Herein is the pertinent difference between the structural and functional aspects of God’s image in humanity. When humanity fell into sin as explained in Genesis 3:1-7, humanity still retained the image of God in the structural sense but lost it in the functional sense. Why is this? Because humanity willfully stopped functioning in harmony with God’s will. In a malfunctioning building, the structure itself remains intact, but the inner functionality, the functional aspects of building operations, are in disharmony.
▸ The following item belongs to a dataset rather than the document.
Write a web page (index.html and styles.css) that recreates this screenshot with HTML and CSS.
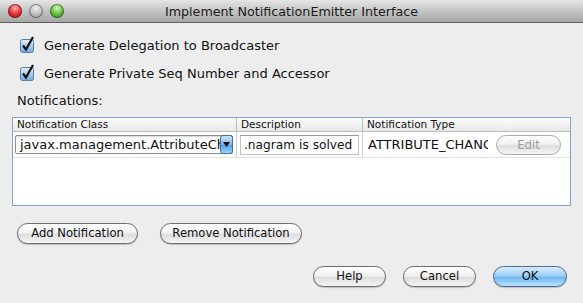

So while humanity still retains the image of God, it is tarnished, damaged and in need of rescuing. The reason is because humanity has willingly chosen to depart from the original design of its Architect. But why do we need rescuing and how do we get rescued? And what are we rescued from? Well, those are other posts!

Please stay tuned…

By the way, I’m posting a day early because I’m going on a fishing trip with my youngest and Grandpa!